魔を払う力を持つ桃のモニュメントは、参拝客に撫でられ艶が生じていますね。

本殿左手側には祭神の安倍晴明の座像が配されています。
有名な肖像画をモデルに造られたといいます。ちょっと違う佇まいになっているように感じてしまいます。平面を立体化するのは極めて難儀な行為ですからね。

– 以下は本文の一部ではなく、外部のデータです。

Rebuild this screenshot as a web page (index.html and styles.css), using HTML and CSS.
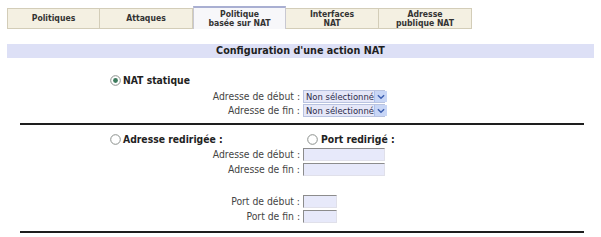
FILE: index.html
```html
<!DOCTYPE html>
<html lang="fr">
<head>
<meta charset="utf-8">
<title>Configuration d'une action NAT</title>
<link rel="stylesheet" href="styles.css">
</head>
<body>
<div class="page">
  <div class="tabs">
    <div class="tab"><span>Politiques</span></div>
    <div class="tab"><span>Attaques</span></div>
    <div class="tab active"><span>Politique<br>basée sur NAT</span></div>
    <div class="tab"><span>Interfaces<br>NAT</span></div>
    <div class="tab"><span>Adresse<br>publique NAT</span></div>
  </div>

  <div class="title-bar">Configuration d'une action NAT</div>

  <div class="section static">
    <div class="radio-row">
      <div class="radio-item">
        <svg class="radio" viewBox="0 0 11 11"><circle cx="5.5" cy="5.5" r="4.8" fill="#fff" stroke="#8a8f8c" stroke-width="1"/><circle cx="5.5" cy="5.5" r="2.4" fill="#3c7a5c"/></svg>
        <span class="bold">NAT statique</span>
      </div>
    </div>
    <div class="field-row first">
      <span class="label">Adresse de début :</span>
      <div class="select"><span class="sel-text">Non sélectionné</span><span class="sel-btn"><svg viewBox="0 0 9 6"><path d="M1 1 L4.5 4.5 L8 1" fill="none" stroke="#3d5fb0" stroke-width="1.6"/></svg></span></div>
    </div>
    <div class="field-row">
      <span class="label">Adresse de fin :</span>
      <div class="select"><span class="sel-text">Non sélectionné</span><span class="sel-btn"><svg viewBox="0 0 9 6"><path d="M1 1 L4.5 4.5 L8 1" fill="none" stroke="#3d5fb0" stroke-width="1.6"/></svg></span></div>
    </div>
  </div>

  <div class="section redirect">
    <div class="radio-row">
      <div class="radio-item wide">
        <svg class="radio" viewBox="0 0 11 11"><circle cx="5.5" cy="5.5" r="4.8" fill="#fff" stroke="#8a8f8c" stroke-width="1"/></svg>
        <span class="bold">Adresse redirigée :</span>
      </div>
      <div class="radio-item">
        <svg class="radio" viewBox="0 0 11 11"><circle cx="5.5" cy="5.5" r="4.8" fill="#fff" stroke="#8a8f8c" stroke-width="1"/></svg>
        <span class="bold port">Port redirigé :</span>
      </div>
    </div>
    <div class="field-row first">
      <span class="label">Adresse de début :</span>
      <div class="input"></div>
    </div>
    <div class="field-row">
      <span class="label">Adresse de fin :</span>
      <div class="input"></div>
    </div>
    <div class="field-row ports">
      <span class="label">Port de début :</span>
      <div class="input small"></div>
    </div>
    <div class="field-row">
      <span class="label">Port de fin :</span>
      <div class="input small"></div>
    </div>
  </div>
</div>
</body>
</html>
```

FILE: styles.css
```css
html, body {
  margin: 0;
  padding: 0;
  background: #ffffff;
}

body {
  font-family: "DejaVu Sans Condensed", "DejaVu Sans", sans-serif;
  font-stretch: condensed;
  color: #3a3a3a;
}

.page {
  width: 601px;
  height: 237px;
  overflow: hidden;
}

.tabs {
  display: flex;
  padding: 8px 0 0 7px;
  height: 21px;
  align-items: flex-end;
}

.tab {
  box-sizing: border-box;
  width: 93px;
  height: 21px;
  background: #f4f0e2;
  border: 1px solid #d3cdb8;
  border-left: none;
  display: flex;
  align-items: center;
  justify-content: center;
  text-align: center;
  font-weight: bold;
  font-size: 8.6px;
  line-height: 9px;
  color: #333;
}

.tab:first-child {
  border-left: 1px solid #d3cdb8;
}

.tab.active {
  height: 23px;
  background: #f7f7fa;
  border-top: 2px solid #a9afd2;
  border-left: 1px solid #c8c8d2;
  border-right: 1px solid #c8c8d2;
  border-bottom: none;
}

.title-bar {
  margin: 15px 0 0 7px;
  width: 587px;
  height: 14px;
  background: #dde0f6;
  font-weight: bold;
  font-size: 10.7px;
  line-height: 14px;
  text-align: center;
  color: #1f1f1f;
}

.section {
  margin-left: 20px;
  width: 564px;
  border-bottom: 2px solid #1e1e1e;
}

.section.static {
  margin-top: 16px;
  padding-bottom: 6px;
}

.section.redirect {
  padding-top: 8px;
  padding-bottom: 8px;
}

.radio-row {
  display: flex;
  align-items: center;
  padding-left: 90px;
  height: 12px;
  line-height: 12px;
}

.radio-item {
  display: flex;
  align-items: center;
  gap: 2px;
  height: 12px;
}

.radio-item.wide {
  width: 197px;
}

.radio {
  width: 11px;
  height: 11px;
  flex: none;
}

.bold {
  font-weight: bold;
  font-size: 10.3px;
  line-height: 12px;
  color: #222;
}

.bold.port {
  margin-left: 1px;
}

.field-row {
  display: flex;
  align-items: center;
  height: 13px;
  margin-top: 1px;
}

.field-row.first {
  margin-top: 4px;
}

.redirect .field-row {
  margin-top: 2px;
}

.redirect .field-row.first {
  margin-top: 3px;
}

.redirect .field-row.ports {
  margin-top: 19px;
}

.label {
  box-sizing: border-box;
  width: 283px;
  padding-right: 3px;
  text-align: right;
  font-size: 10.3px;
  line-height: 13px;
  color: #444;
}

.select {
  box-sizing: border-box;
  width: 82px;
  height: 13px;
  display: flex;
  background: #e5e7f8;
  border: 1px solid #b9c3e0;
}

.sel-text {
  flex: 1;
  font-size: 9.4px;
  line-height: 11px;
  padding-left: 2px;
  color: #2c2c4a;
  white-space: nowrap;
}

.sel-btn {
  flex: none;
  width: 12px;
  background: #c8d6f6;
  border-left: 1px solid #b0c0ea;
  display: flex;
  align-items: center;
  justify-content: center;
}

.sel-btn svg {
  width: 8px;
  height: 6px;
}

.input {
  box-sizing: border-box;
  width: 82px;
  height: 13px;
  background: #e7e9fa;
  border-top: 1px solid #8c8c8c;
  border-left: 1px solid #8c8c8c;
  border-right: 1px solid #e0e0ea;
  border-bottom: 1px solid #e0e0ea;
}

.input.small {
  width: 34px;
}
```
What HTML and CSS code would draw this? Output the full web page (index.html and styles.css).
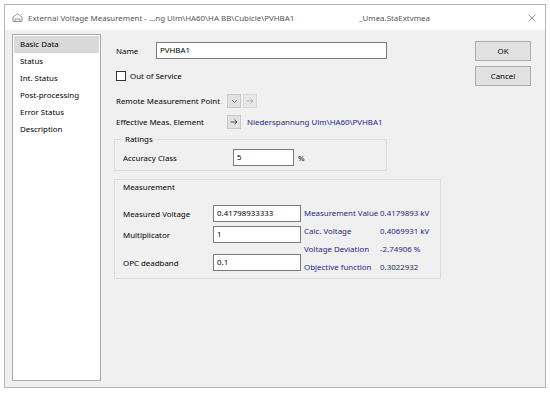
FILE: index.html
```html
<!DOCTYPE html>
<html>
<head>
<meta charset="utf-8">
<link rel="stylesheet" href="styles.css">
</head>
<body>
<div class="window">
  <div class="titlebar">
    <svg class="ticon" width="11" height="9" viewBox="0 0 11 9"><path d="M1 8.5 V4 L5.5 0.8 L10 4 V8.5 Z M3 8.5 V6 H8 V8.5" fill="none" stroke="#8a8a8a" stroke-width="0.9"/></svg>
    <span class="ttext">External Voltage Measurement - ...ng Ulm\HA60\HA BB\Cubicle\PVHBA1</span>
    <span class="tclass">_Umea.StaExtvmea</span>
    <svg class="tclose" width="8" height="8" viewBox="0 0 8 8"><path d="M0.5 0.5 L7.5 7.5 M7.5 0.5 L0.5 7.5" stroke="#777" stroke-width="0.8"/></svg>
  </div>
  <div class="content">
    <ul class="sidebar">
      <li class="active">Basic Data</li>
      <li>Status</li>
      <li>Int. Status</li>
      <li>Post-processing</li>
      <li>Error Status</li>
      <li>Description</li>
    </ul>
    <div class="main">
      <div class="row name-row">
        <span class="lbl name-lbl">Name</span>
        <div class="input name-input">PVHBA1</div>
      </div>
      <div class="row check-row">
        <span class="checkbox"></span>
        <span class="lbl">Out of Service</span>
      </div>
      <div class="row remote-row">
        <span class="lbl wide-lbl">Remote Measurement Point</span>
        <span class="sbtn"><svg width="7" height="5" viewBox="0 0 7 5"><path d="M1 1 L3.5 3.5 L6 1" fill="none" stroke="#555" stroke-width="0.9"/></svg></span>
        <span class="sbtn disabled"><svg width="8" height="6" viewBox="0 0 8 6"><path d="M0.5 3 H7 M4.5 0.8 L7 3 L4.5 5.2" fill="none" stroke="#aaa" stroke-width="0.9"/></svg></span>
      </div>
      <div class="row eff-row">
        <span class="lbl wide-lbl">Effective Meas. Element</span>
        <span class="sbtn"><svg width="8" height="6" viewBox="0 0 8 6"><path d="M0.5 3 H7 M4.5 0.8 L7 3 L4.5 5.2" fill="none" stroke="#444" stroke-width="0.9"/></svg></span>
        <span class="link">Niederspannung Ulm\HA60\PVHBA1</span>
      </div>
      <fieldset class="ratings">
        <legend>Ratings</legend>
        <div class="row acc-row">
          <span class="lbl acc-lbl">Accuracy Class</span>
          <div class="input acc-input">5</div>
          <span class="lbl unit">%</span>
        </div>
      </fieldset>
      <div class="measurement">
        <div class="mhead">Measurement</div>
        <div class="mbody">
          <div class="mcol">
            <div class="row mrow r1"><span class="lbl mlbl">Measured Voltage</span><div class="input minput">0.41798933333</div></div>
            <div class="row mrow r2"><span class="lbl mlbl">Multiplicator</span><div class="input minput">1</div></div>
            <div class="row mrow r3"><span class="lbl mlbl">OPC deadband</span><div class="input minput">0.1</div></div>
          </div>
          <div class="results">
            <div class="res"><span class="rk">Measurement Value</span><span class="rv">0.4179893 kV</span></div>
            <div class="res"><span class="rk">Calc. Voltage</span><span class="rv">0.4069931 kV</span></div>
            <div class="res"><span class="rk">Voltage Deviation</span><span class="rv">-2.74906 %</span></div>
            <div class="res"><span class="rk">Objective function</span><span class="rv">0.3022932</span></div>
          </div>
        </div>
      </div>
    </div>
    <div class="buttons">
      <div class="btn">OK</div>
      <div class="btn">Cancel</div>
    </div>
  </div>
</div>
</body>
</html>
```
FILE: styles.css
```css
* { box-sizing: border-box; }
html, body { margin: 0; padding: 0; background: #ffffff; }
body {
  font-family: "Noto Sans", "Open Sans", sans-serif;
  font-size: 7.9px;
  color: #000000;
  width: 550px;
  height: 394px;
  overflow: hidden;
}
.window {
  margin: 4px 0 0 4px;
  width: 542px;
  height: 384px;
  border: 1px solid #b5b5b5;
  display: flex;
  flex-direction: column;
  background: #f0f0f0;
}
.titlebar {
  height: 25px;
  background: #ffffff;
  display: flex;
  align-items: center;
  padding-left: 7px;
  padding-right: 9px;
  color: #555;
}
.ticon { margin-right: 5px; }
.ttext { width: 331px; white-space: nowrap; }
.tclass { flex: 1; }
.content {
  flex: 1;
  display: flex;
  padding: 4px 14px 6px 7px;
}
.sidebar {
  list-style: none;
  margin: 0;
  padding: 1px;
  width: 89px;
  background: #ffffff;
  border: 1px solid #a8a8a8;
}
.sidebar li {
  height: 17px;
  line-height: 17px;
  padding-left: 6px;
}
.sidebar li.active { background: #d9d9d9; }
.main {
  flex: 1;
  padding-left: 13px;
  padding-top: 8px;
  display: flex;
  flex-direction: column;
}
.row { display: flex; align-items: center; }
.lbl { white-space: nowrap; }
.input {
  background: #ffffff;
  border: 1px solid #7a7a7a;
  height: 17px;
  line-height: 15px;
  padding-left: 3px;
  white-space: nowrap;
}
.name-row { height: 17px; padding-left: 2px; }
.name-lbl { width: 40px; }
.name-input { width: 231px; }
.check-row { margin-top: 11px; padding-left: 2px; height: 11px; }
.checkbox {
  width: 10px; height: 10px;
  border: 1px solid #333;
  background: #fff;
  margin-right: 4px;
}
.remote-row { margin-top: 13px; height: 14px; padding-left: 2px; }
.eff-row { margin-top: 7px; height: 14px; padding-left: 2px; }
.wide-lbl { width: 111px; }
.sbtn {
  width: 14px; height: 14px;
  background: #e1e1e1;
  border: 1px solid #c8c8c8;
  display: flex; align-items: center; justify-content: center;
  margin-right: 2px;
}
.sbtn.disabled { background: #e8e8e8; border-color: #d8d8d8; }
.link { color: #1f2586; margin-left: 4px; }
.ratings {
  margin: 5px 0 0 0;
  width: 273px;
  border: 1px solid #dcdcdc;
  padding: 0 0 5px 8px;
  height: 37px;
}
.ratings legend { padding: 0 2px; margin-left: 0; }
.acc-row { height: 17px; margin-top: 5px; }
.acc-lbl { width: 110px; }
.acc-input { width: 61px; }
.unit { margin-left: 4px; }
.measurement {
  margin-top: 8px;
  width: 327px;
  height: 100px;
  border: 1px solid #dcdcdc;
  padding: 1px 0 0 8px;
}
.mhead { height: 12px; line-height: 12px; }
.mbody { display: flex; margin-top: 12px; }
.mcol { width: 181px; display: flex; flex-direction: column; }
.mrow { height: 17px; }
.r2 { margin-top: 4px; }
.r3 { margin-top: 11px; }
.mlbl { width: 90px; }
.minput { width: 88px; }
.results { display: flex; flex-direction: column; color: #1f2586; margin-top: -1px; }
.res { height: 18px; display: flex; align-items: center; }
.rk { width: 76px; white-space: nowrap; }
.rv { white-space: nowrap; }
.buttons {
  width: 56px;
  padding-top: 7px;
  display: flex;
  flex-direction: column;
  gap: 5px;
}
.btn {
  height: 20px;
  background: #e1e1e1;
  border: 1px solid #adadad;
  display: flex; align-items: center; justify-content: center;
}
```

参拝客が脚を触って撫でていくので、脚に艶が生じています。

陰陽師・安倍晴明の膝元ということで晴明桔梗だけでなく、陰陽を象ったものを彼方此方にあります。

本殿右側には楠の神木がズッシーンと立っています。
樹齢300年以上といいますから近世になってからのものですね。
神木に触れることを促していますが、触れるだけにしましょう。撫でるなどすると擦れて樹皮が痛みますからね。

 

さてさて、授与所(売店)では朱印(書き置き)をもらいました。

朱印帳・神社版は晴明神社から始めたので、思い入れが深いのです。
ここ最近はコロナ禍の影響により、朱印帳への書き込みをしてもらえないのが残念です。
書き置きの挟み込みが増えてきているので、どこかで貼り付けて整理をしないとなりません。

そして今回の参拝では「鈴まもり」2体を購入しました。

お洒落にコーティングされた、綺麗な白色と桃色の鈴に五芒星が施されています。
涼やかな音色が心地良く、それでいて鳴らした音が鋭く飛んでいくようなイメージを受けます。これは善きグッズを手に入れたと喜んでいます。

 

 

これまでは単独で訪れることが多かったのですが、今回は複数の連れがおりました。
堀川通の反対側から歩み進めたので、通り過ぎてしまいました。〝避けられているのか?〟と一瞬感じたのですが、携帯ナビで無事到着しました。
境内に入りましたが、以前訪れた時と雰囲気が違っていました。そもそも祭神とされている人物の職掌・性格を鑑みれば、歓迎してくれる様なことはありませんから。
特に願い事をするでもなく「また来る」と言って、境内を後にしました。